American gridiron football player (born 1994)

Nate Holley (born December 5, 1994) is an American former professional football player who was a safety in the National Football League (NFL) and Canadian Football League (CFL). Holley played high school football at Whitmer High School in Toledo, Ohio. He played college football for the Kent State Golden Flashes. He has been a member of the Minnesota Vikings, Nebraska Danger, Los Angeles Rams, Calgary Stampeders, Miami Dolphins, and Birmingham Stallions.

==College career==
Holley played four seasons at Kent State University, appearing in 43 games for the Golden Flashes, contributing with 424 tackles, three sacks and one interception. He finished his collegiate career in the top 10 on the Golden Flashes’ all-time tackles list. During his senior season, he led the nation with an average of 8.9 solo tackles per game. For his career, he had 426 total tackles including 15 tackles for loss, three sacks, one interception, two forced fumbles and seven pass breakups. He was named first-team all-Mid-American Conference in 2014 and 2015.

==Professional career==

Pre-draft measurables
| Height | Weight | Arm length | Hand span | 40-yard dash | 10-yard split | 20-yard split | 20-yard shuttle | Three-cone drill | Vertical jump | Broad jump | Bench press |
| 5 ft 11+1⁄4 in (1.81 m) | 209 lb (95 kg) | 29+1⁄2 in (0.75 m) | 9+1⁄8 in (0.23 m) | 4.68 s | 1.57 s | 2.65 s | 4.25 s | 6.96 s | 33.5 in (0.85 m) | 9 ft 6 in (2.90 m) | 15 reps |
All values from Pro Day

===Early career===
After going undrafted in the 2017 NFL draft Holley signed with the Minnesota Vikings, but was later released. He signed with the Indoor Football League’s Nebraska Danger on May 22, 2018; Holley played in only 2 games with Nebraska, but still put up an impressive 23 tackles and a forced fumble. Holley next signed with the Los Angeles Rams on June 8, 2018, but was waived at the conclusion of training camp.

===Calgary Stampeders===
Holley signed with the Calgary Stampeders of the Canadian Football League (CFL) on May 19, 2019. Holley had a very productive first season in the league, playing in all 18 regular season games and contributing with 78 defensive tackles, 22 special teams tackles, one sack and one interception. Following the season he was named the league's Most Outstanding Rookie. On February 14, 2020, the CFLPA filed a grievance against the CFL on behalf of Holley.

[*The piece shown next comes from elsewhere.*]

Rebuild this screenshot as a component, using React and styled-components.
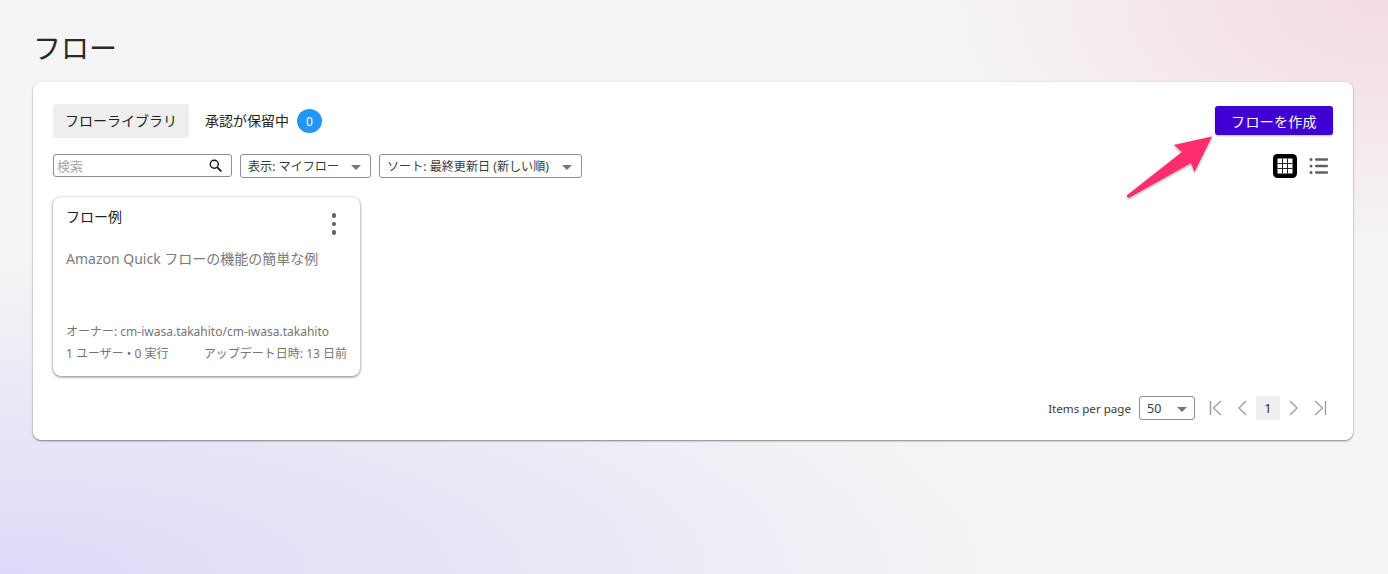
import React from "react";
import styled, { createGlobalStyle } from "styled-components";

const FONT = `"Noto Sans", "Noto Sans CJK JP", sans-serif`;

const Global = createGlobalStyle`
  html, body { margin: 0; padding: 0; height: 100%; }
  body { font-family: ${FONT}; color: #232323; overflow: hidden; }
  * { box-sizing: border-box; }
`;

const Page = styled.div`
  position: relative;
  width: 1388px;
  height: 574px;
  padding: 30px 35px 0 33px;
  background:
    radial-gradient(ellipse 470px 260px at 100% 0%, #f4dbe1 0%, rgba(244, 219, 225, 0) 100%),
    radial-gradient(ellipse 1050px 320px at 0% 100%, #dfd8f8 0%, rgba(223, 216, 248, 0) 100%),
    #f5f5f5;
`;

const Title = styled.h1`
  margin: 0 0 16px 0;
  height: 36px;
  font-size: 28px;
  line-height: 36px;
  font-weight: 400;
  color: #2a2a2a;
`;

const Panel = styled.section`
  height: 358px;
  background: #fff;
  border-radius: 8px;
  box-shadow: 0 1px 2px rgba(0, 0, 0, 0.45), 0 0 2px rgba(0, 0, 0, 0.08);
  padding: 22px 20px 0;
`;

const TopRow = styled.div`
  display: flex;
  align-items: flex-start;
  justify-content: space-between;
  height: 34px;
`;

const Tabs = styled.div`
  display: flex;
  align-items: center;
`;

const Tab = styled.div`
  height: 34px;
  padding: 0 12px;
  display: flex;
  align-items: center;
  gap: 8px;
  border-radius: 3px;
  font-size: 14px;
  background: ${(p) => (p.$active ? "#eeeeee" : "transparent")};
  margin-right: ${(p) => (p.$active ? "4px" : "0")};
`;

const TabLabel = styled.span`
  margin-bottom: 2px;
`;

const Badge = styled.span`
  width: 25px;
  height: 24px;
  border-radius: 50%;
  background: #2196f3;
  color: #fff;
  font-size: 12px;
  display: flex;
  align-items: center;
  justify-content: center;
`;

const Primary = styled.button`
  width: 118px;
  height: 29px;
  margin-top: 2px;
  border: none;
  border-radius: 3px;
  background: #4000d4;
  color: #fff;
  font-family: ${FONT};
  font-size: 14px;
  letter-spacing: 0.3px;
  box-shadow: 0 1px 2px rgba(0, 0, 0, 0.25);
  padding: 0;
`;

const FilterRow = styled.div`
  display: flex;
  align-items: center;
  justify-content: space-between;
  margin-top: 16px;
  height: 24px;
`;

const Filters = styled.div`
  display: flex;
  gap: 8px;
`;

const SearchBox = styled.div`
  width: 179px;
  height: 23px;
  border: 1px solid #8f8f8f;
  border-radius: 3px;
  display: flex;
  align-items: center;
  justify-content: space-between;
  padding: 0 9px 0 3px;
  font-size: 13px;
  color: #a5a5a5;
`;

const Select = styled.div`
  height: 24px;
  width: ${(p) => p.$w}px;
  border: 1px solid #8f8f8f;
  border-radius: 3px;
  display: flex;
  align-items: center;
  justify-content: space-between;
  padding: 0 9px 0 7px;
  font-size: 12.1px;
  color: #3a3a3a;
  white-space: nowrap;
`;

const Caret = styled.span`
  width: 0;
  height: 0;
  border-left: 5.5px solid transparent;
  border-right: 5.5px solid transparent;
  border-top: 5px solid #777;
  margin-top: 2px;
`;

const Views = styled.div`
  display: flex;
  align-items: center;
  gap: 12px;
  margin-right: 4px;
`;

const Card = styled.article`
  width: 307px;
  height: 179px;
  margin-top: 19px;
  border-radius: 8px;
  background: #fff;
  box-shadow: 0 1px 3px rgba(0, 0, 0, 0.5), 0 0 2px rgba(0, 0, 0, 0.1);
  padding: 10px 13px 0;
  display: flex;
  flex-direction: column;
`;

const CardHead = styled.div`
  display: flex;
  justify-content: space-between;
  align-items: flex-start;
  height: 42px;
`;

const CardTitle = styled.div`
  font-size: 14px;
  line-height: 20px;
  color: #232323;
`;

const Kebab = styled.div`
  display: flex;
  flex-direction: column;
  gap: 4px;
  margin: 6px 11px 0 0;
`;

const Dot = styled.span`
  width: 4.5px;
  height: 4.5px;
  border-radius: 50%;
  background: #616161;
`;

const Description = styled.div`
  font-size: 14px;
  line-height: 20px;
  color: #7b7b7b;
  height: 75px;
  white-space: nowrap;
`;

const Owner = styled.div`
  font-size: 12px;
  line-height: 16px;
  color: #757575;
  white-space: nowrap;
`;

const Meta = styled.div`
  display: flex;
  justify-content: space-between;
  margin-top: 6px;
  font-size: 12px;
  line-height: 16px;
  color: #757575;
  white-space: nowrap;
`;

const Pager = styled.div`
  display: flex;
  justify-content: flex-end;
  align-items: center;
  margin: 20px 3px 0 0;
  height: 24px;
  font-size: 11.6px;
  color: #3a3a3a;
`;

const PageSelect = styled(Select)`
  margin: 0 13px 0 8px;
  padding: 0 7px 0 7px;
  font-size: 12.5px;
`;

const PagerIcon = styled.svg`
  width: 16px;
  height: 18px;
  margin: ${(p) => p.$m};
  fill: none;
  stroke: #9a9a9a;
  stroke-width: 1.3;
`;

const Current = styled.span`
  width: 24px;
  height: 24px;
  margin: 0 6px;
  border-radius: 3px;
  background: #eeeeee;
  display: flex;
  align-items: center;
  justify-content: center;
  font-size: 12px;
  color: #232323;
`;

const Arrow = styled.svg`
  position: absolute;
  left: 1120px;
  top: 130px;
  width: 100px;
  height: 75px;
  overflow: visible;
  filter: drop-shadow(0 1px 1.5px rgba(0, 0, 0, 0.4));
`;

export default function App() {
  return (
    <Page>
      <Global />
      <Title>フロー</Title>
      <Panel>
        <TopRow>
          <Tabs>
            <Tab $active>
              <TabLabel>フローライブラリ</TabLabel>
            </Tab>
            <Tab>
              <TabLabel>承認が保留中</TabLabel>
              <Badge>0</Badge>
            </Tab>
          </Tabs>
          <Primary>フローを作成</Primary>
        </TopRow>
        <FilterRow>
          <Filters>
            <SearchBox>
              検索
              <svg width="13" height="13" viewBox="0 0 13 13" fill="none" stroke="#111" strokeWidth="1.4">
                <circle cx="5.3" cy="5.3" r="4" />
                <path d="M8.3 8.3 12.3 12.3" strokeWidth="1.7" />
              </svg>
            </SearchBox>
            <Select $w={131}>
              表示: マイフロー<Caret />
            </Select>
            <Select $w={203}>
              ソート: 最終更新日 (新しい順)<Caret />
            </Select>
          </Filters>
          <Views>
            <svg width="24" height="24" viewBox="0 0 24 24">
              <rect width="24" height="24" rx="4.5" fill="#000" />
              <rect x="4.5" y="4.5" width="15" height="15" fill="#fff" />
              <path d="M9.5 4.5V19.5M14.5 4.5V19.5M4.5 9.5H19.5M4.5 14.5H19.5" stroke="#222" strokeWidth="1" />
            </svg>
            <svg width="20" height="18" viewBox="0 0 20 18" fill="#616161">
              <circle cx="2" cy="2.5" r="1.5" />
              <circle cx="2" cy="9" r="1.5" />
              <circle cx="2" cy="15.5" r="1.5" />
              <rect x="6" y="1.2" width="13" height="2.6" rx="1" />
              <rect x="6" y="7.7" width="13" height="2.6" rx="1" />
              <rect x="6" y="14.2" width="13" height="2.6" rx="1" />
            </svg>
          </Views>
        </FilterRow>
        <Card>
          <CardHead>
            <CardTitle>フロー例</CardTitle>
            <Kebab>
              <Dot />
              <Dot />
              <Dot />
            </Kebab>
          </CardHead>
          <Description>Amazon Quick フローの機能の簡単な例</Description>
          <Owner>オーナー: cm-iwasa.takahito/cm-iwasa.takahito</Owner>
          <Meta>
            <span>1 ユーザー • 0 実行</span>
            <span>アップデート日時: 13 日前</span>
          </Meta>
        </Card>
        <Pager>
          Items per page
          <PageSelect $w={56}>
            50
            <Caret />
          </PageSelect>
          <PagerIcon viewBox="0 0 16 18" $m="0 2px 0 0">
            <path d="M2.5 2V16M13 2 5.5 9 13 16" />
          </PagerIcon>
          <PagerIcon viewBox="0 0 16 18" $m="0 0 0 8px">
            <path d="M12 2 5 9 12 16" />
          </PagerIcon>
          <Current>1</Current>
          <PagerIcon viewBox="0 0 16 18" $m="0 8px 0 0">
            <path d="M4 2 11 9 4 16" />
          </PagerIcon>
          <PagerIcon viewBox="0 0 16 18" $m="0 2px 0 2px">
            <path d="M13.5 2V16M3 2 10.5 9 3 16" />
          </PagerIcon>
        </Pager>
      </Panel>
      <Arrow viewBox="0 0 100 75">
        <path d="M7 66.5 Q6.5 65.5 8 64.5 L62 22 L54 15 L92 6.5 L74.5 42 L71 33 L9.5 67.5 Q7.8 68 7 66.5Z" fill="#ff2d6e" />
      </Arrow>
    </Page>
  );
}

Holley sought to be released from his contract so he could pursue NFL opportunities, as was the agreement when he signed his two-year contract the year prior. In late April, after the NFL window had closed, the CFLPA announced that they were taking Holley's case to arbitration. The CFL cancelled their 2020 season on August 17, and Holley was released from his contract two days later.

===Miami Dolphins===
Holley had a tryout with the Miami Dolphins on August 21, 2020. He signed with the team the next day. He was waived on September 5, and re-signed with the team's practice squad the following day. Holley was elevated to the active roster on December 5 and December 9 for the team's Weeks 13 and 14 games against the Cincinnati Bengals and Kansas City Chiefs, and reverted to the practice squad after each game. He was promoted to the active roster on January 2, 2021.

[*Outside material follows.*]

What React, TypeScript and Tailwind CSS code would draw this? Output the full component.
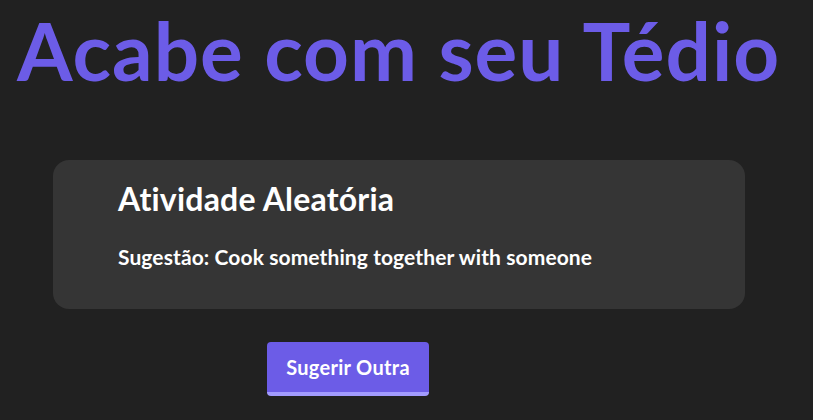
export default function App() {
  return (
    <div
      className="min-h-screen w-full bg-[#212121] text-white"
      style={{ fontFamily: "Lato, 'Open Sans', sans-serif" }}
    >
      <h1 className="pl-[17px] pt-[8px] text-[80px] leading-[84px] font-bold tracking-[1px] text-[#6c5ce7]">
        Acabe com seu Tédio
      </h1>

      <div className="ml-[53px] mt-[68px] flex h-[149px] w-[692px] flex-col rounded-2xl bg-[#353535] pl-[65px] pt-[19px]">
        <h2 className="text-[32px] leading-[40px] font-bold tracking-[0.2px]">Atividade Aleatória</h2>
        <p className="mt-[25px] text-[21px] leading-[26px] font-bold tracking-[0.1px]">
          Sugestão: Cook something together with someone
        </p>
      </div>

      <div className="ml-[267px] mt-[33px]">
        <button className="h-[54px] w-[162px] rounded-[4px] border-b-4 border-[#a29bfe] bg-[#6c5ce7] text-[20px] font-bold tracking-[0.3px] text-white">
          Sugerir Outra
        </button>
      </div>
    </div>
  );
}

On August 31, 2021, Holley was waived by the Dolphins.

===Toronto Argonauts===
On November 3, 2021, it was announced that Holley had signed with the Toronto Argonauts. However, on November 17, the league announced that they would not register his contract due to a violation with their Violence Against Women Policy.

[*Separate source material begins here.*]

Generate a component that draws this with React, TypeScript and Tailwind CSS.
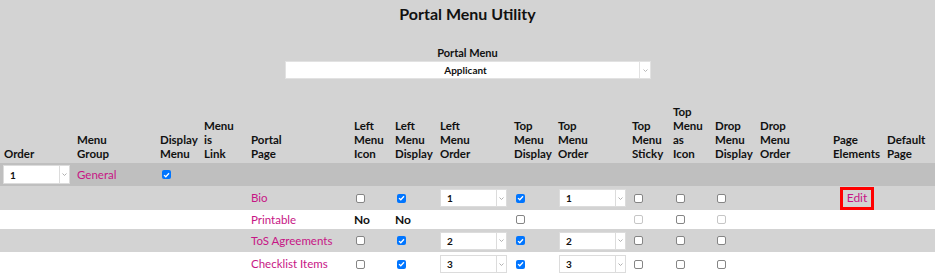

===Birmingham Stallions===
On March 10, 2022, Holley was selected by the Birmingham Stallions of the United States Football League. He was placed on injured reserve on May 19, with a lower leg injury. Holley was not part of the roster after the 2024 UFL dispersal draft on January 15, 2024.

==Personal life==
Holley has a twin named Nick, who is a running back. They played college football together at Kent State and were on the Los Angeles Rams and Nebraska Danger together.

In early November 2016 Holley was charged with felony kidnapping and assault. He was immediately suspended by the NCAA and released by the Kent State Golden Flashes football program. In February 2017, three months after being charged, Holley was found not guilty.